Book Review: Racism and Capitalism: What it Costs us ALL – The Sum of Us, by Heather McGee

The Sum of Us, by Heather McGee, is an extremely interesting, but frustrating, book on racism in the United States. It is a useful account in under 300 pages of how capitalism has used racism in the U.S. and how it costs everyone – especially the working class. She explores the false understanding promoted among white working people that this is a “zero sum” game: that any gains by people of color are subtracted from the resources of whites. The author fills the book with excellent examples of this perspective, describing tragic losses on both sides. It’s chilling that whites have frequently rejected unionizing because (1) they viewed it as benefitting so-called “lazy” Black workers and; (2) they were loath to join these workers and lose what they saw as the benefits of being white. McGee also shows how whites have repeatedly objected to government benefits programs because they mistakenly believe that people of color will be the main beneficiaries.

Unfortunately, phrases like “how we can all prosper together” and “Solidarity Dividend” make McGee popular among some white liberals. She is edgy but mainstream. She steers clear of mentioning “the working class” or “class” at all. Yet, she makes the point many times that, if it weren’t for the capitalists dividing the working and so-called middle class, whites, Blacks, Latinos, etc., these groups would band together and win important fights for living and working conditions, wages, health care and human rights, and she gives examples of when they have done so. In spite of her avoidance of open anti-capitalist language or politics, she shows time and again how democracy under capitalism thwarts our rights at every turn: regarding voting, housing, homeownership, finance, schools and health care. Many times, her book appeared to suggest that she saw that capitalism needed to be given the heave-ho. Her approach to racism – that it costs ALL of us, not just those who are its direct target – is a useful resource in the struggle toward building class solidarity.
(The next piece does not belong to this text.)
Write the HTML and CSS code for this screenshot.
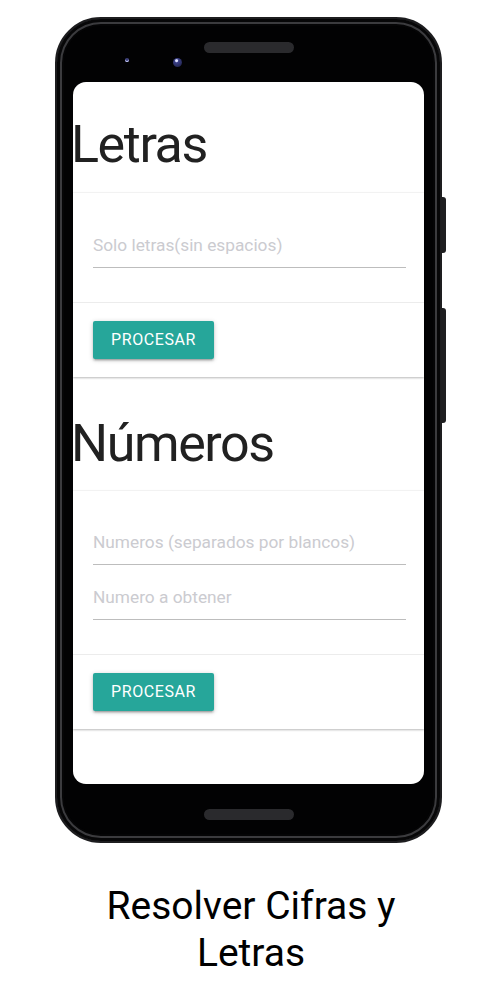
FILE: index.html
```html
<!DOCTYPE html>
<html lang="es">
<head>
<meta charset="utf-8">
<title>Resolver Cifras y Letras</title>
<link rel="stylesheet" href="styles.css">
</head>
<body>
<div class="page">
  <div class="phone">
    <span class="side-btn side-btn-power"></span>
    <span class="side-btn side-btn-volume"></span>
    <div class="bezel-top">
      <span class="cam cam-small"></span>
      <span class="cam cam-big"></span>
      <span class="speaker"></span>
    </div>
    <div class="screen">
      <h1 class="title title-first">Letras</h1>
      <div class="card">
        <div class="card-content">
          <div class="field"><span class="placeholder">Solo letras(sin espacios)</span></div>
        </div>
        <div class="card-action">
          <span class="btn">PROCESAR</span>
        </div>
      </div>
      <h1 class="title">Números</h1>
      <div class="card">
        <div class="card-content card-content-double">
          <div class="field"><span class="placeholder">Numeros (separados por blancos)</span></div>
          <div class="field"><span class="placeholder">Numero a obtener</span></div>
        </div>
        <div class="card-action">
          <span class="btn">PROCESAR</span>
        </div>
      </div>
    </div>
    <div class="bezel-bottom">
      <span class="speaker"></span>
    </div>
  </div>
  <p class="caption">Resolver Cifras y<br>Letras</p>
</div>
</body>
</html>
```

FILE: styles.css
```css
* { box-sizing: border-box; }

html, body {
  margin: 0;
  padding: 0;
  background: #ffffff;
}

body {
  font-family: Roboto, "Liberation Sans", Arial, sans-serif;
  color: #212121;
}

.page {
  display: flex;
  flex-direction: column;
  align-items: flex-start;
  padding-top: 17px;
}

.phone {
  position: relative;
  margin-left: 55px;
  width: 387px;
  height: 826px;
  border-radius: 46px;
  background: #020203;
  border: 2px solid #1d1d1f;
  box-shadow: inset 0 0 0 3px #070708, inset 0 0 0 5px #3b3b3e, inset 0 0 0 7px #050506;
  display: flex;
  flex-direction: column;
  padding: 0 16px;
}

.side-btn {
  position: absolute;
  right: -6px;
  width: 5px;
  background: #1f1f21;
  border-radius: 0 3px 3px 0;
}
.side-btn-power { top: 178px; height: 56px; }
.side-btn-volume { top: 289px; height: 115px; }

.bezel-top {
  position: relative;
  height: 63px;
  flex: none;
  display: flex;
  justify-content: center;
}

.speaker {
  display: block;
  width: 90px;
  height: 11px;
  border-radius: 6px;
  background: #2a2a2d;
  margin-top: 23px;
}

.cam {
  position: absolute;
  border-radius: 50%;
}
.cam-small {
  left: 52px;
  top: 39px;
  width: 4px;
  height: 4px;
  background: #3b3f7a;
  box-shadow: 0 -1px 0 0 #cfd2ff inset;
}
.cam-big {
  left: 100px;
  top: 39px;
  width: 9px;
  height: 9px;
  background: radial-gradient(circle at 40% 30%, #dfe3ff 0 1px, #3a3f86 2px, #1a1c3c 100%);
}

.screen {
  flex: none;
  height: 702px;
  background: #ffffff;
  border-radius: 13px;
  display: flex;
  flex-direction: column;
}

.bezel-bottom {
  flex: 1;
  display: flex;
  justify-content: center;
}
.bezel-bottom .speaker { margin-top: 25px; }

.title {
  margin: 37px 0 17px -2px;
  font-size: 52px;
  line-height: 60px;
  font-weight: 400;
  letter-spacing: -1.4px;
  color: #212121;
}
.title-first { margin-top: 33px; margin-bottom: 18px; }

.card {
  background: #ffffff;
  box-shadow: 0 1px 2px rgba(0, 0, 0, 0.28), 0 -1px 1px rgba(0, 0, 0, 0.03);
}

.card-content {
  padding: 24px 18px 34px 20px;
  display: flex;
  flex-direction: column;
  gap: 4px;
}
.card-content-double { padding-top: 23px; }

.field {
  height: 51px;
  padding-top: 18px;
  border-bottom: 1px solid #bdbdbd;
}

.placeholder {
  display: block;
  font-size: 17.3px;
  line-height: 20px;
  color: #cbcbd0;
}

.card-action {
  border-top: 1px solid rgba(160, 160, 160, 0.2);
  padding: 18px 20px 18px;
  display: flex;
}

.btn {
  display: block;
  height: 38px;
  line-height: 38px;
  padding: 0 18px;
  background: #26a69a;
  color: #ffffff;
  font-size: 16px;
  font-weight: 400;
  letter-spacing: 0.6px;
  border-radius: 2px;
  box-shadow: 0 2px 2px 0 rgba(0, 0, 0, 0.14), 0 3px 1px -2px rgba(0, 0, 0, 0.12), 0 1px 5px 0 rgba(0, 0, 0, 0.2);
}

.caption {
  align-self: stretch;
  margin: 40px 0 0;
  padding-left: 2px;
  text-align: center;
  font-size: 39px;
  line-height: 47px;
  color: #000000;
}
```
And indeed, solidarity is a word she uses throughout the book, with her final chapter being entitled, “The Solidarity Dividend.”

This is an energizing page turner. Sadly, at the end of the book she runs aground, and leaves us flat when she lists her “Five Discoveries”. She traveled all over the U.S., passionately and tirelessly interviewing workers of all walks and creeds only to leave us with a page of open-ended philosophies: “1) We have no choice but to start aiming for a “Solidarity Dividend”; 2) We have to refill the pool of public goods; 3) One size never fits all; 4) We truly do need each other; and 5) We have to get on the same page before we can turn it.”

After the hard research she did, and the tough talks with all kinds of people, this reader hoped for a much more substantial endgame. Her reporting on the suffering of working-class people of all colors was so unflinching and so empowering that to end with this soft-pedalled, happy talk was very confusing.